Should HB606 pass, it would significantly impact state and local government autonomy regarding mileage-based taxation schemes. By blocking federal funding for any projects related to mileage taxes, the bill would effectively nullify any attempts by states or municipalities to explore this type of taxation for road maintenance or infrastructure funding. Proponents argue that it protects taxpayers from surveillance and taxation based on mileage, while opponents may argue that it limits potential revenue streams for public transportation improvements.
Summary
House Bill 606, known as the 'No Track No Tax Act of 2023', seeks to prohibit the use of federal funds for the study, proposal, establishment, implementation, or enforcement of any mileage tax. This includes funding associated with mileage tracking programs. The bill was introduced in the House of Representatives and is currently undergoing consideration by relevant committees.
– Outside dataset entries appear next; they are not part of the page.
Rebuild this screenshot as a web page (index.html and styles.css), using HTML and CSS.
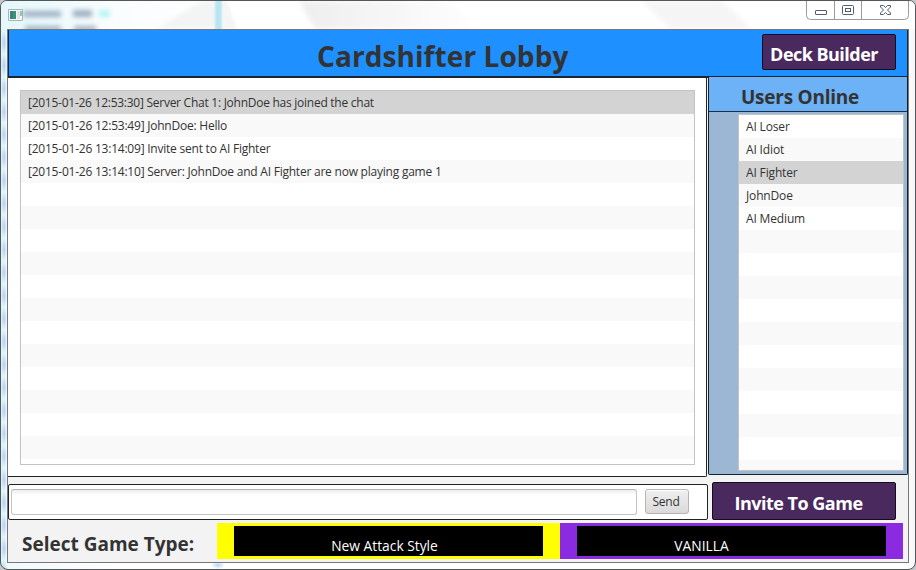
FILE: index.html
```html
<!DOCTYPE html>
<html lang="en">
<head>
<meta charset="utf-8">
<title>Cardshifter Lobby</title>
<link rel="stylesheet" href="styles.css">
</head>
<body>
<div class="window">
  <div class="titlebar">
    <svg class="glass" width="914" height="28" viewBox="0 0 914 28" aria-hidden="true">
      <defs>
        <filter id="soft" x="-20%" y="-50%" width="140%" height="200%"><feGaussianBlur stdDeviation="2.5"/></filter>
        <filter id="edge" x="-50%" y="-20%" width="200%" height="140%"><feGaussianBlur stdDeviation="1"/></filter>
        <linearGradient id="sheen"><stop offset="0" stop-color="#eeeeee"/><stop offset="1" stop-color="#fff"/></linearGradient>
      </defs>
      <path d="M155 28L200 0H216V28Z" fill="#f3f4f4" filter="url(#soft)"/>
      <path d="M222 0H226L236 28H222Z" fill="#f5f5f5" filter="url(#edge)"/>
      <path d="M298 0H450L482 28H314Z" fill="url(#sheen)" filter="url(#soft)"/>
      <path d="M640 0H722L750 28H670Z" fill="#f5f5f5" filter="url(#soft)"/>
      <path d="M214 -4h7v36h-7z" fill="#b9e4f2" filter="url(#edge)"/>
      <g filter="url(#soft)"><path d="M22 10h38v6H22zM72 9h19v7H72zM24 25h36v5H24zM73 25h22v5H73z" fill="#9fb0c2"/><path d="M98 9h11v7H98z" fill="#b8f4f1"/></g>
    </svg>
    <svg class="app-icon" width="16" height="14" viewBox="0 0 16 14" aria-hidden="true">
      <path d="M.5 1.500h14v11H.5z" fill="#f8fbfb" stroke="#a9b3b6"/>
      <path d="M2 3h6v8H2z" fill="#39966c"/><path d="M2 3h3v8H2z" fill="#37779c" opacity=".6"/>
      <path d="M9 3h3v8H9z" fill="#dfe4e4"/><path d="M12 3h2v5h-2z" fill="#8ec8ae"/>
    </svg>
    <div class="controls">
      <svg width="103" height="19" viewBox="0 0 103 19" aria-hidden="true">
        <path d="M.5 0V14.500Q.5 18.500 4.500 18.500H98.500Q102.500 18.500 102.500 14.500V0M28.500 0V18M55.500 0V18" fill="none" stroke="#9b9b9b"/>
        <g fill="#fff" stroke="#555b6e">
          <rect x="9.500" y="9.500" width="11" height="4" rx=".5"/>
          <rect x="36.500" y="4.500" width="11" height="9" rx="1"/>
          <rect x="39.500" y="7.500" width="5" height="3"/>
          <path d="M74.500 4.500h3l2 2 2-2h3v1.500l-3 3 3 3v1.500h-3l-2-2-2 2h-3V12l3-3-3-3Z"/>
        </g>
      </svg>
    </div>
  </div>
  <main class="client">
    <header class="header">
      <h1>Cardshifter Lobby</h1>
      <button class="purple deck">Deck Builder</button>
    </header>
    <div class="middle">
      <section class="chat">
        <ul class="list messages">
          <li class="selected joined">[2015-01-26 12:53:30] Server Chat 1: JohnDoe has joined the chat</li>
          <li>[2015-01-26 12:53:49] JohnDoe: Hello</li>
          <li>[2015-01-26 13:14:09] Invite sent to AI Fighter</li>
          <li>[2015-01-26 13:14:10] Server: JohnDoe and AI Fighter are now playing game 1</li>
        </ul>
      </section>
      <section class="users">
        <h2>Users Online</h2>
        <ul class="list people">
          <li>AI Loser</li>
          <li>AI Idiot</li>
          <li class="selected">AI Fighter</li>
          <li>JohnDoe</li>
          <li>AI Medium</li>
        </ul>
      </section>
    </div>
    <div class="actions">
      <form class="composer">
        <input type="text" aria-label="Message">
        <button type="button" class="send">Send</button>
      </form>
      <button class="purple invite">Invite To Game</button>
    </div>
    <div class="types">
      <div class="types-label">Select Game Type:</div>
      <div class="type yellow"><button>New Attack Style</button></div>
      <div class="type violet"><button>VANILLA</button></div>
    </div>
  </main>
</div>
</body>
</html>
```
FILE: styles.css
```css
* { box-sizing: border-box; }
html { background: #c4c7ca; }
body { margin: 0; font-family: "Open Sans", "Noto Sans", sans-serif; font-size: 12px; color: #333; }
button, input { font-family: inherit; padding: 0; margin: 0; }
h1, h2, ul { margin: 0; padding: 0; }
.window {
  width: 916px; height: 570px; padding: 0 6px 7px 6px; overflow: hidden;
  border: 1px solid #55565a; border-radius: 7px 7px 8px 8px;
  background:
    radial-gradient(ellipse at center, #b9d3f8, #b9d3f800 70%) 210px 100% / 14px 8px no-repeat,
    radial-gradient(ellipse at center, #b8cdf0, #b8cdf000 75%) 0 30px / 6px 23px repeat-y,
    linear-gradient(90deg, #dcf5fa 0, #f0fafd 7px, #fff 120px, #fff 900px, #f7f7f7);
}
.titlebar { position: relative; height: 28px; margin: 0 -6px; display: flex; justify-content: space-between; padding: 0 6px 0 7px; background: linear-gradient(90deg, #e4f7fb, #fafdfe 120px, #fff 220px); }
.glass { position: absolute; left: 0; top: 0; }
.app-icon { position: relative; margin-top: 7px; }
.controls { position: relative; height: 19px; }
.controls svg { display: block; }
.client { height: 534px; border: 1px solid #777; background: #f3f3f3; display: flex; flex-direction: column; }
.header {
  flex: none; height: 48px; background: #1e90ff; border: solid #1b2530; border-width: 0 1px 2px;
  display: grid; grid-template-columns: 308px 1fr 134px; padding-right: 11px;
}
h1 { grid-column: 2; font-size: 28px; letter-spacing: .08px; line-height: 36px; padding-top: 8px; font-weight: 700; white-space: nowrap; }
.purple { background: #4a2a5e; border: 1px solid #160c20; border-radius: 2px; color: #fff; font-weight: 700; font-size: 18px; letter-spacing: -.53px; white-space: nowrap; }
.deck { height: 36px; margin-top: 4px; line-height: 26px; padding: 4px 10px 0 0; }
.middle { flex: none; height: 399px; display: flex; align-items: flex-start; gap: 1px; }
.chat { width: 699px; height: 399px; padding: 12px 11px 11px 12px; background: #fff; border: solid #222; border-width: 0 1px 1px 0; border-radius: 0 0 2px 0; }
.list { list-style: none; border: 1px solid #c3c3c3; background: repeating-linear-gradient(#fff 0 23px, #f9f9f9 23px 46px); }
.list li { height: 23px; line-height: 23px; padding-left: 7px; white-space: nowrap; }
.list .selected { background: #d3d3d3; }
.messages { width: 675px; height: 375px; letter-spacing: -.225px; }
.messages .joined { letter-spacing: -.26px; }
.users { width: 200px; height: 398px; margin-top: -1px; background: #9bb7d4; border: 1px solid #13202e; border-top: 0; border-radius: 0 0 2px 2px; }
h2 { height: 35px; line-height: 26px; padding: 7px 0 0 32px; font-size: 19px; letter-spacing: -.25px; background: #6db1f6; border-bottom: 1px solid #173148; white-space: nowrap; }
.people { height: 357px; margin: 2px 3px 0 29px; letter-spacing: -.15px; }
.actions { flex: none; display: flex; height: 39px; margin-top: 5px; gap: 4px; }
.composer { width: 700px; height: 36px; margin-top: 2px; background: #fff; border: 1px solid #222; border-radius: 2px; display: flex; padding: 4px 2px; gap: 8px; }
.composer input { width: 626px; height: 26px; border: 1px solid #c4c4c4; border-top-color: #b5b5b5; border-radius: 3px; background: linear-gradient(#ededed, #fff 5px); }
.send { width: 44px; height: 25px; border: 1px solid #b5b5b5; border-radius: 3px; background: linear-gradient(#efefef, #dadada); box-shadow: inset 0 1px #fff; color: #333; font-size: 12px; letter-spacing: -.2px; padding-right: 2px; }
.invite { width: 184px; height: 38px; padding: 4px 11px 0 0; line-height: 26px; letter-spacing: -.5px; }
.types { flex: none; display: flex; height: 36px; margin-top: 2px; }
.types-label { width: 209px; padding: 8px 0 0 14px; font-size: 19px; line-height: 27px; font-weight: 700; white-space: nowrap; }
.type { width: 343px; height: 36px; padding: 3px 17px; }
.type button { display: block; width: 309px; height: 30px; border: 0; background: #000; color: #fff; font-size: 13.800px; padding: 9px 8px 0 0; line-height: 20px; }
.yellow { background: #ff0; }
.violet { background: #8a2be2; }
.violet button { padding-right: 60px; }
```
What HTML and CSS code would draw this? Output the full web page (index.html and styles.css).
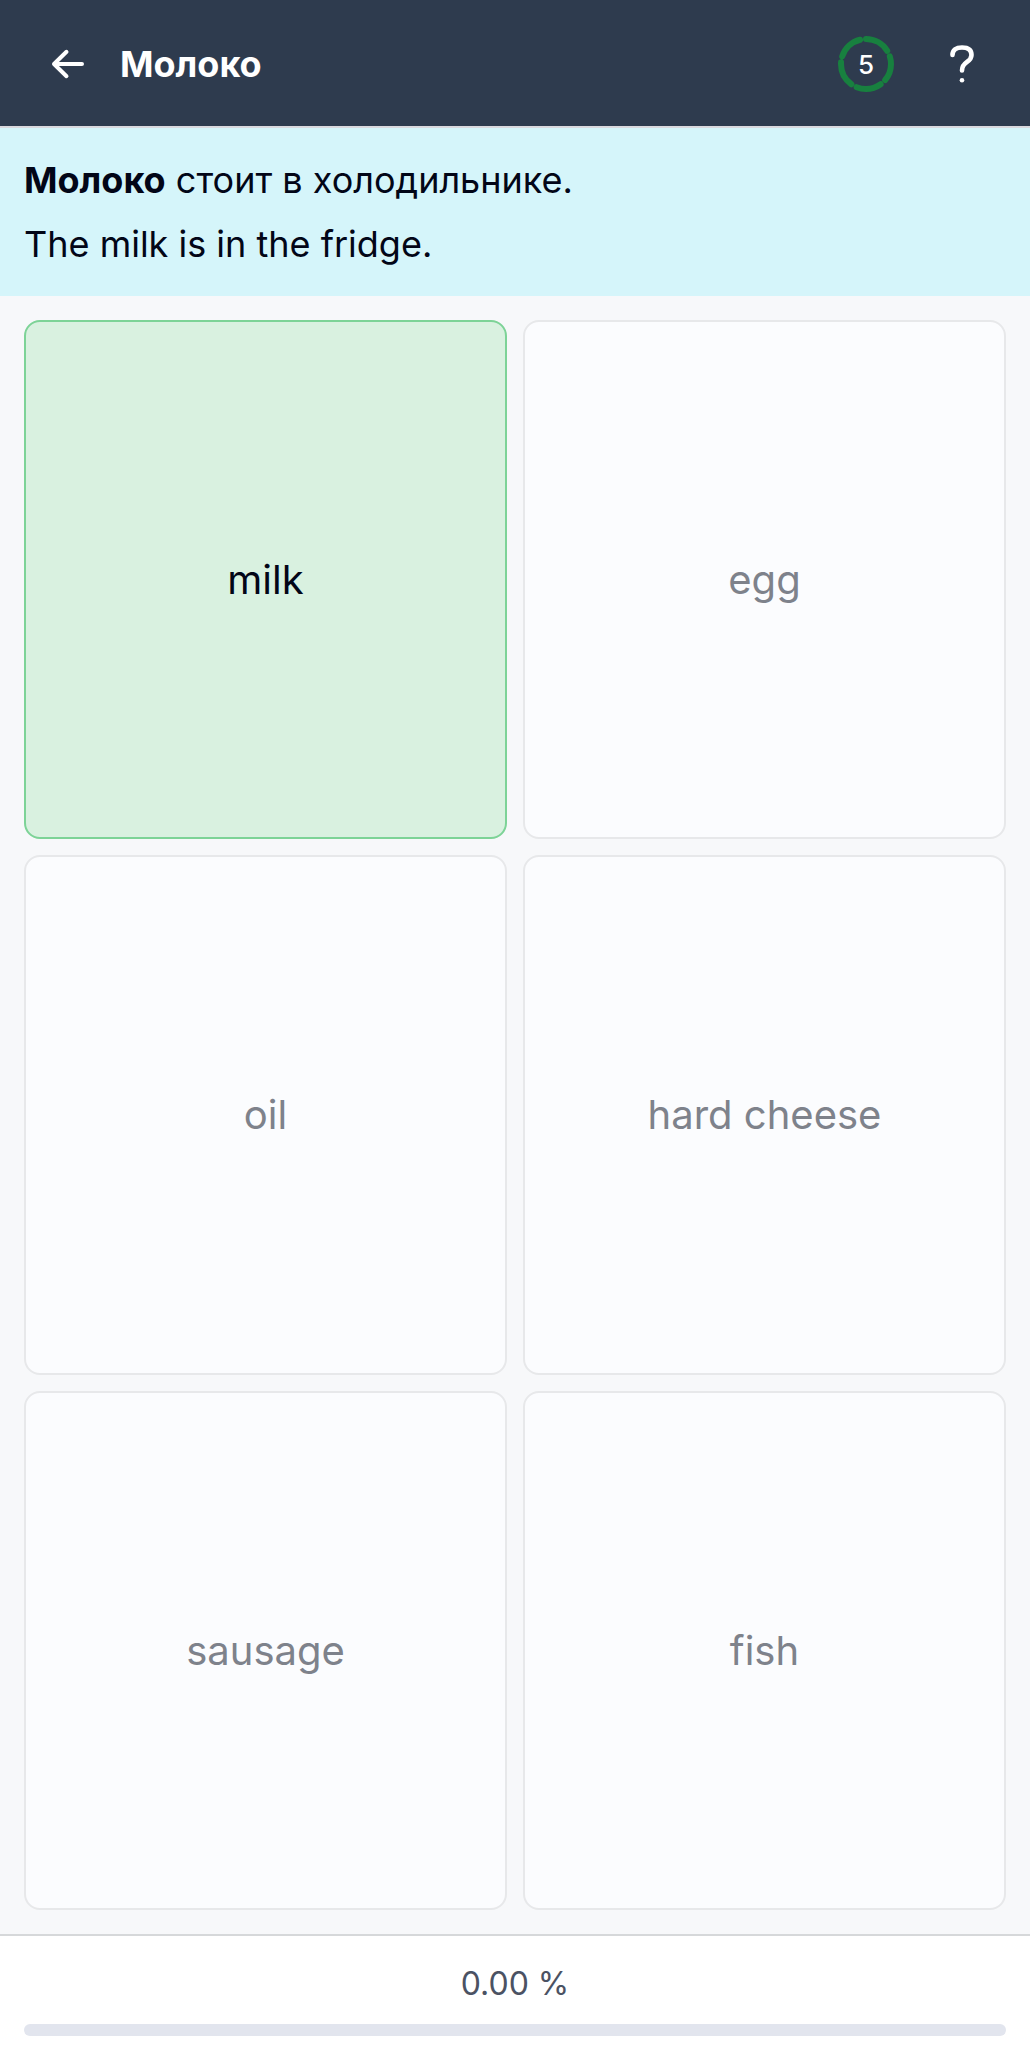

The overall aim of the bill is to prevent the federal government from financially supporting any initiatives that would establish a mileage tax at any level of government.
Contention
Debates surrounding HB606 are likely to center on the merits and drawbacks of mileage taxes as a funding source for transportation infrastructure. Supporters of the bill emphasize personal privacy concerns and the burden of tracking technology on individual freedoms. Conversely, those in favor of mileage taxes argue that they provide a fairer and more equitable means to fund highways and roads based on actual usage rather than flat vehicle registration fees. The bill's potential to stifle innovative funding solutions for infrastructure could become a significant point of contention in legislative discussions.